The largest paintings in this series are the monumental-sized gold painting called Journey Without Maps XIII (78”x126”) and the slightly smaller silver painting Journey Without Maps XII (60”x120’).

By 1983 Budd was once again experimenting with new techniques. He did a series of scribble-like paintings on black backgrounds where he drew curvilinear lines by squeezing white paint from a tube. The lines went upwards to a rounded peak, then down, up again and down across the picture plane. In 1985 the backgrounds became white and the arching Zen-like linear forms became partially filled in, usually with reds and silvers. Little curlicues drawn with a paint tube also appeared.

The artist’s final series of paintings won him the Peggy Guggenheim Award. He called it the Silver System. He worked on the series while wearing the Haley’s Vest, which limited his movement to the point where the canvases had to be very small. Budd painted one a day for the entire time his head was locked into his metal halo. He was determined to paint for as long as he could.

The rest of the series ranged in size and were sometimes shown together in groupings. The compositions used black lines to create right angles and open boxes. The forms were boldly conceived—as was the use of silver as the ground color. To Budd, the color silver represented the vastness of space.

Rembrandt once said that any time a horizontal and vertical line cross a painting would be balanced.
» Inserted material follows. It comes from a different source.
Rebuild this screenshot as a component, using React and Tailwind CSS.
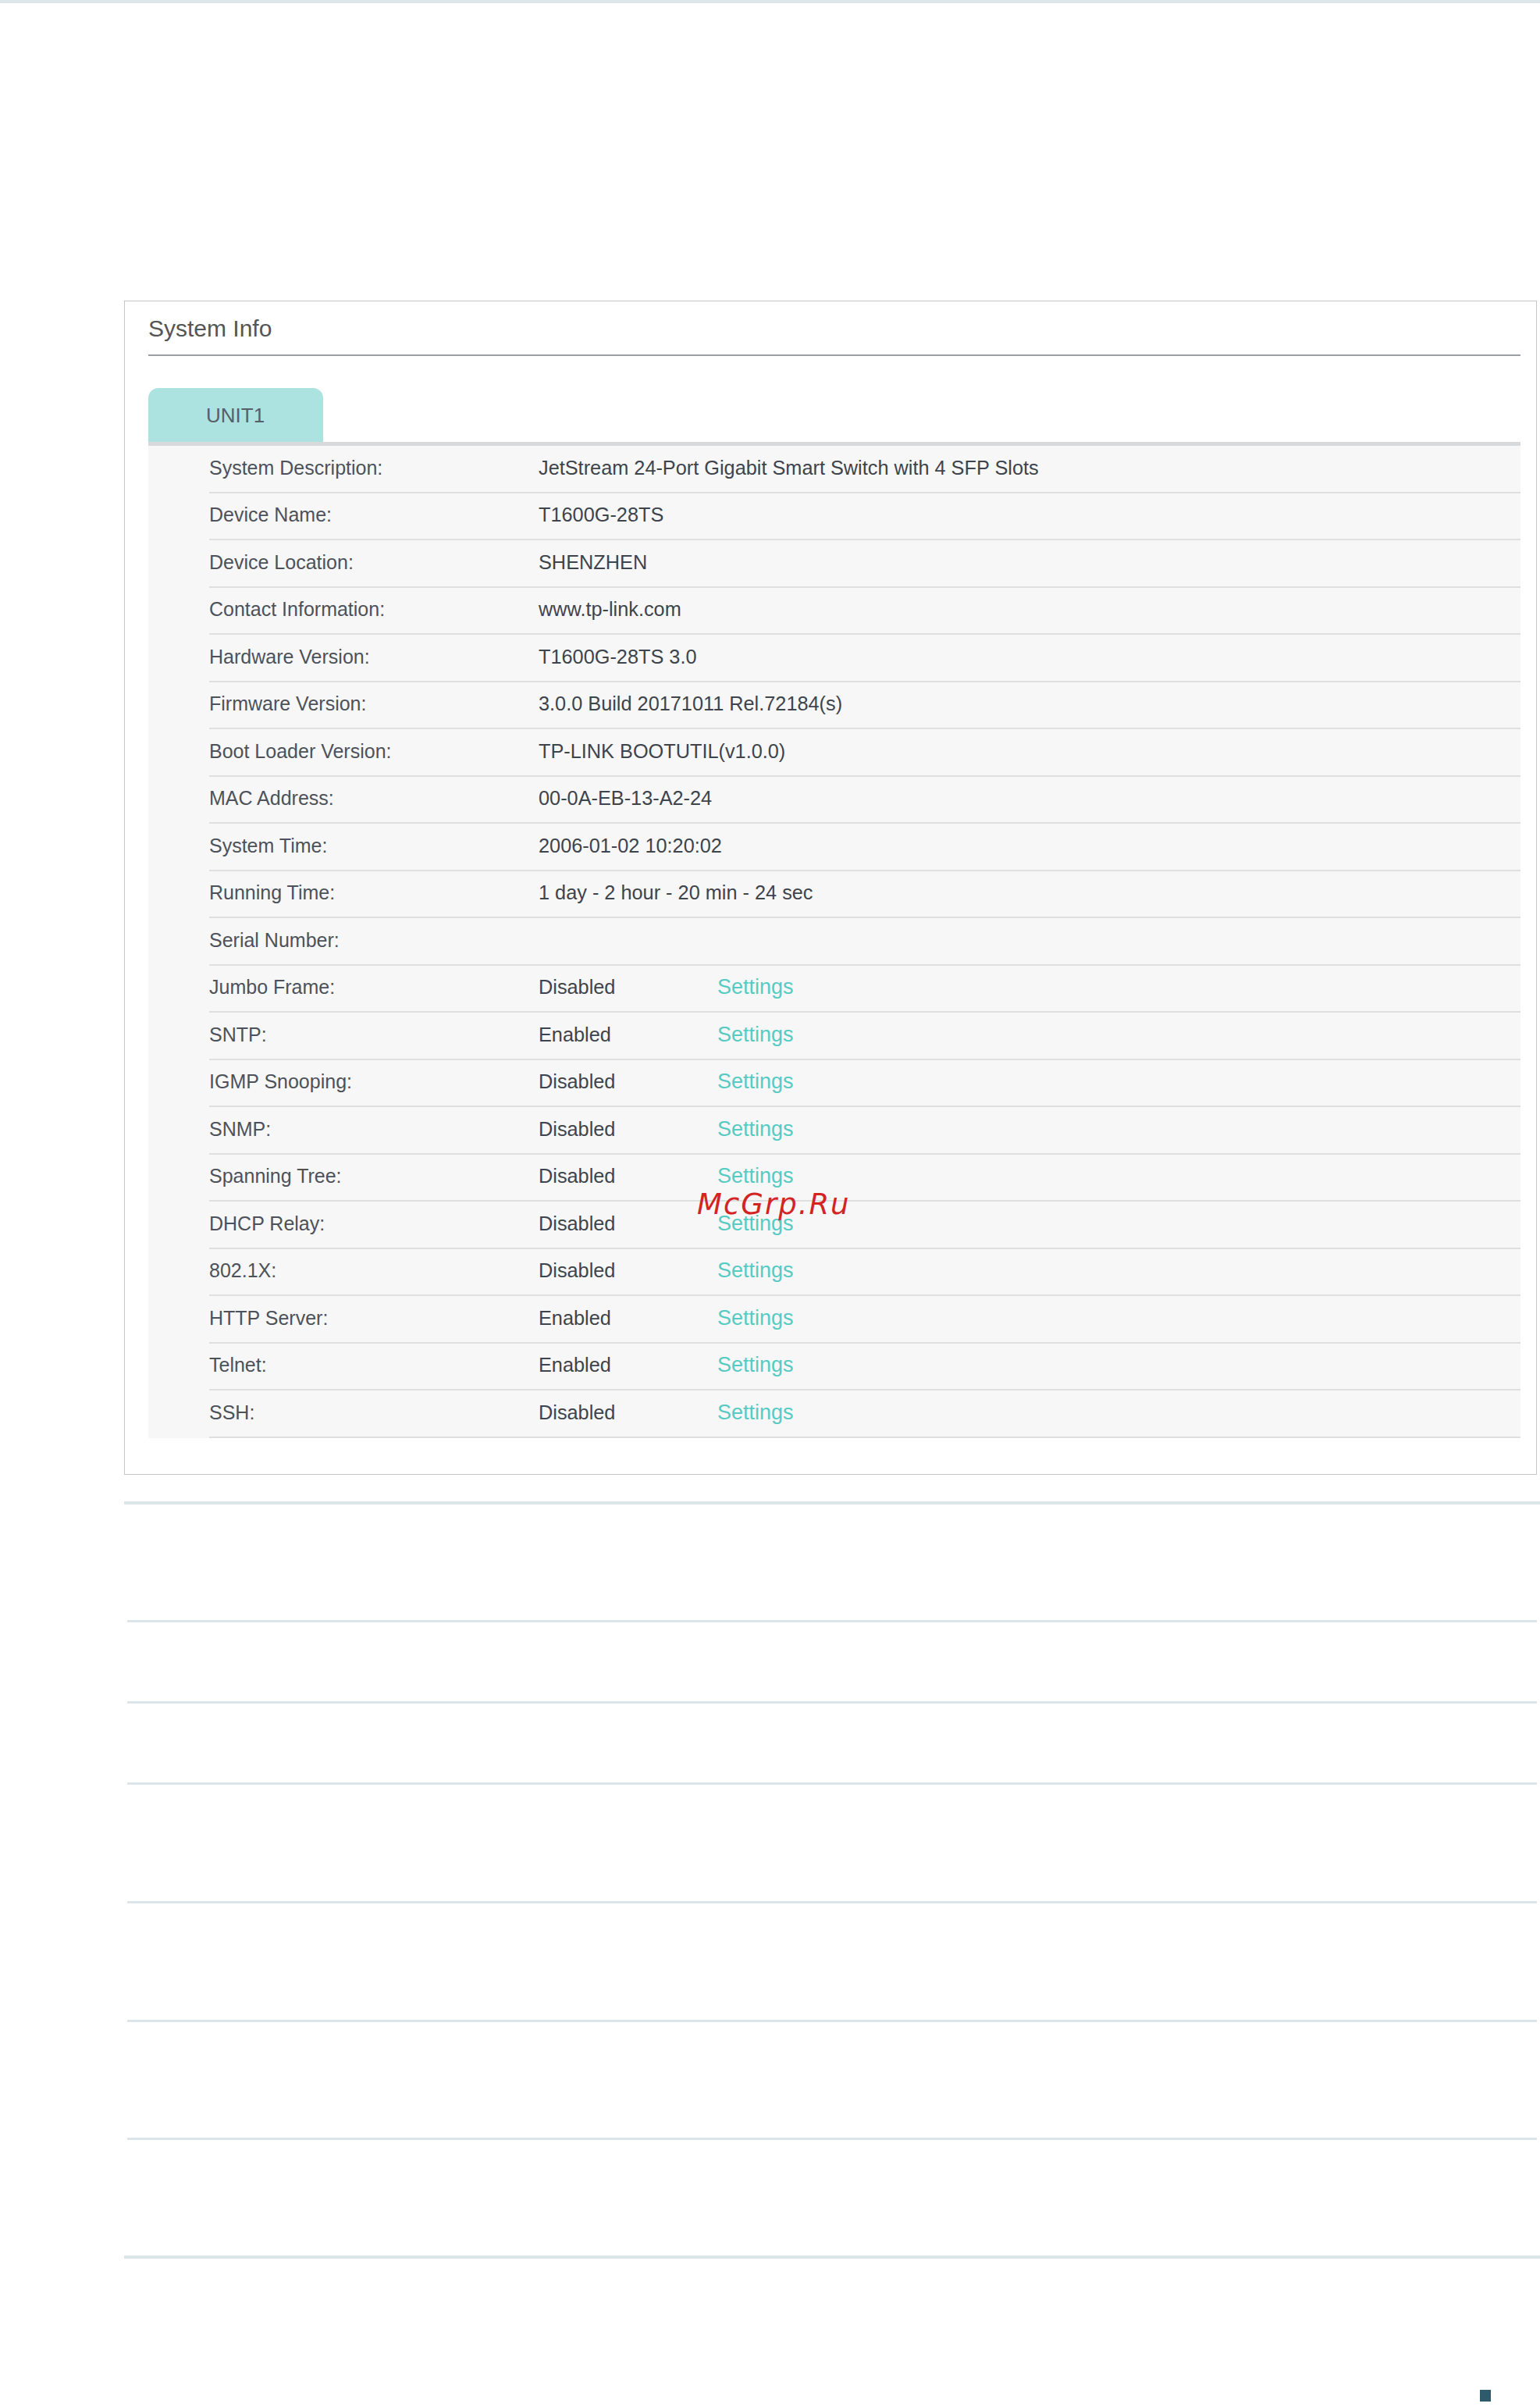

In his Silver System series, Budd seemed intent on proving that a large “empty” space could also balance linear forms placed at one side of the picture plane.

The Budd Legacy
During his career David Budd showed at galleries and museums in New York, Houston, San Francisco, Washington, France, Belgium, Switzerland, Italy, Germany and Japan. The museums with Budd paintings in their collections include the Museum of Modern Art, Whitney Museum of American Art, The Solomon R. Guggenheim Museum and Jewish Museum in New York and numerous others throughout the United States (see the full list printed below). He was awarded a John Simon Guggenheim Fellowship, the Peggy Guggenheim Award and a National Endowment for the Arts grant. His work was written about in newspapers and major art magazines including the New York Times, Art News and Art Forum.

So why is the name David Budd not better known today?

How did David Budd become the forgotten Abstract Expressionist?

Not to put too fine a point on it, why do David Budd’s pieces sell for so much less than those of the painters he drank and argued and laughed with every night at the Cedar Tavern?

To answer these questions, we went to Kevin Dean, Director of Selby Gallery, Ringling College of Art and Design, Sarasota, Florida:

“The reasons are part of the David Budd story, and not unlike the stories of many great artists.

“I first saw Budd’s monochromatic work in an art history class when I was in graduate school in the mid-1970s. There were no books published about his work. And as time went on, books about the history of modern art, even American modern art, have had to eliminate some of the artists of Budd’s generation to add the generations of major artists who came after them. Furthermore, the monochromatic paintings I believe constitute Budd’s most important work are difficult to photograph, reproduce and ship because the surface of thickly applied oil paint dries before the pigment underneath, which tends to stay moist. If the surface cracks, it can leak out and attach itself to the plastic sheeting or whatever covers the paintings in shipping. This factor makes storing the paintings difficult as well.

“As a result, many of Budd’s most important pieces have seldom been seen.

“Reportedly, one of the reasons Budd showed with so many galleries was that he tended to quarrel with his dealers—and artists who die without having a dealer to look after their legacy have a real problem. Budd died without representation from a gallery and did not even show his later work in public because of the illnesses he suffered in the last years of his life. As the arts writer Stephen Westfall succinctly summed up the situation in the first sentence he wrote in the catalog for Selby Gallery’s first David Budd show in 1996, ‘David Budd’s paintings keep threatening to fall through the cracks of our historical framework for postwar American painting.’

“David’s story also includes the problem that the families of many artists who pass away in similar situations have: What do you with all of those paintings, drawings, prints and sculptures after the artist is gone? April and Corky were left with more than 200 paintings that had to be housed in a warehouse after John Chamberlain (fellow Sarasota artist and friend of Budd’s) moved back to New York. Corky was able to sell paintings to collectors and museums and found representation for the work of the 1950s at the McCormick Gallery in Chicago, which only helped cover the cost of storage in a building without proper climate controls. The solution was to donate David’s legacy to the Ringling College of Art and Design, which recognizes Budd’s achievements as an artist to be one of the most noteworthy among all the highly successful students who attended the school during its 73-year history.

“The exhibition at the Ice House Artspace in Sarasota will provide collectors and museum curators a rare opportunity—in many chases their first chance—to see David Budd’s career unfold in an exhibition space, to see the work up close, on the walls of a gallery, the way it was meant to be displayed,” Selby Gallery’s second Budd exhibition was a small summer retrospective. The Ice House is a vast space capable of showing a more complete retrospective of the work owned by Ringling College. In addition, more than 65% of the 50-plus pieces chosen for the show have never been seen in Sarasota.

“This is our first step toward bringing the art of David Budd into the light, to public view and, hopefully, to the attention and acclaim we believe it richly deserves.